Resta saber, então, quando foi que os portugueses ou galegos deixaram de usar o verbo gostar como fazem vocês ou os espanhóis. Creio ser algo antiquíssimo, porque mesmo nas obras literárias mais antigas eu nunca li "me gostam as maçãs"…


----------



## Nino83

Sim, provavelmente será um fato muito antigo. Todavia as diferenças entre português, espanhol e italiano são relativamente pequenas (só poucos verbos divergem).
O verbo _custar_ poderia ser o próximo da (pequena) lista.


----------



## bleuboia

guihenning said:


> Interessante, não sabia que existia essa acepção do verbo gostar em italiano.
> 
> Resta saber, então, quando foi que os portugueses ou galegos deixaram de usar o verbo gostar como fazem vocês ou os espanhóis.

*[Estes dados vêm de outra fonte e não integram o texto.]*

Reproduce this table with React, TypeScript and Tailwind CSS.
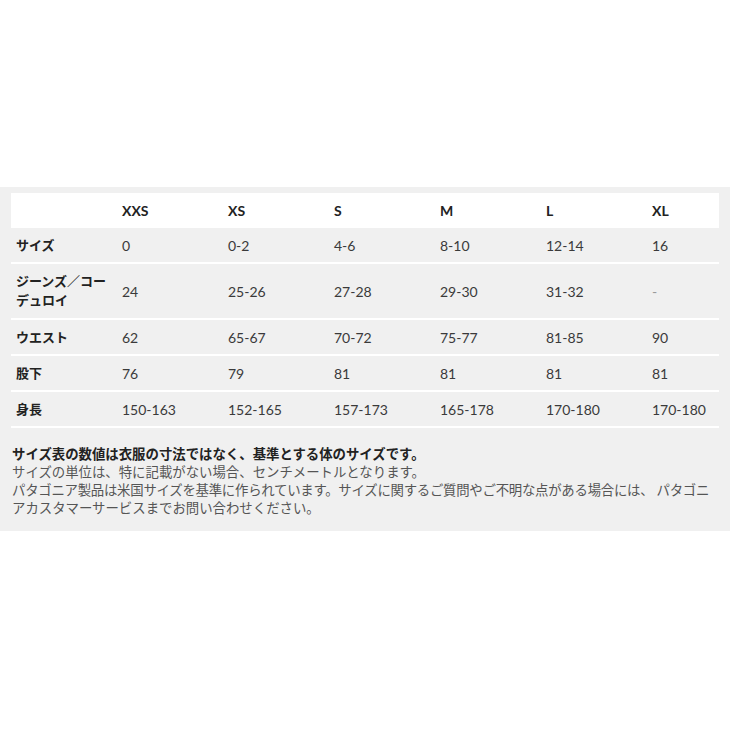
import React from 'react';

const sizes = ['XXS', 'XS', 'S', 'M', 'L', 'XL'];

const rows: { label: React.ReactNode; values: string[]; tall?: boolean }[] = [
  { label: 'サイズ', values: ['0', '0-2', '4-6', '8-10', '12-14', '16'] },
  {
    label: (
      <>
        ジーンズ／コー
        <br />
        デュロイ
      </>
    ),
    values: ['24', '25-26', '27-28', '29-30', '31-32', '-'],
    tall: true,
  },
  { label: 'ウエスト', values: ['62', '65-67', '70-72', '75-77', '81-85', '90'] },
  { label: '股下', values: ['76', '79', '81', '81', '81', '81'] },
  { label: '身長', values: ['150-163', '152-165', '157-173', '165-178', '170-180', '170-180'] },
];

const grid = 'grid grid-cols-[106px_106px_106px_106px_106px_106px_1fr] items-center pl-[5px]';

export default function App() {
  return (
    <main
      className="min-h-[730px] bg-white pt-[187px]"
      style={{ fontFamily: 'Lato, "Noto Sans CJK JP", sans-serif' }}
    >
      <section className="bg-[#f0f0f0] px-[11px] pt-[6px] pb-[14px] text-[14px] text-[#3a3a3a]">
        <div className={`${grid} h-[35px] bg-white font-bold text-[#222]`}>
          <div />
          {sizes.map((s) => (
            <div key={s}>{s}</div>
          ))}
        </div>
        {rows.map((row, i) => (
          <div
            key={i}
            className={`${grid} border-b-2 border-white ${row.tall ? 'h-[56px]' : 'h-[36px]'}`}
          >
            <div className="text-[13px] leading-[19px] font-bold text-[#222]">{row.label}</div>
            {row.values.map((v, j) => (
              <div key={j} className={v === '-' ? 'text-[#999]' : ''}>
                {v}
              </div>
            ))}
          </div>
        ))}
        <div className="mt-[17px] pl-px text-[13.4px] leading-[18px] text-[#555]">
          <p className="font-bold text-[#222]">サイズ表の数値は衣服の寸法ではなく、基準とする体のサイズです。</p>
          <p>サイズの単位は、特に記載がない場合、センチメートルとなります。</p>
          <p className="whitespace-nowrap tracking-[-0.25px]">
            パタゴニア製品は米国サイズを基準に作られています。サイズに関するご質問やご不明な点がある場合には、 パタゴニ
          </p>
          <p>アカスタマーサービスまでお問い合わせください。</p>
        </div>
      </section>
    </main>
  );
}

Creio ser algo antiquíssimo, porque mesmo nas obras literárias mais antigas eu nunca li "me gostam as maçãs"…


Em galego usa-se assim:
Custavos entender o que dixo? (Custa-vos perceber o que disse?)
Gustame comer mazás. (Gosto de comer maçãs.)
Caseime ca miña moza. (Eu casei com a minha namorada.)

Não sei se é por influência do espanhol ou se se dizia sempre assim. Acho que o espanhol teve uma influência no vocabulario mas não nas construções. De feito, usa-se máis os pronomes oblicuos no dia a dia:

Douvolo mañá. (Dou-vo-lo amanhã.
Xa to dixo. (Já to disse.)


----------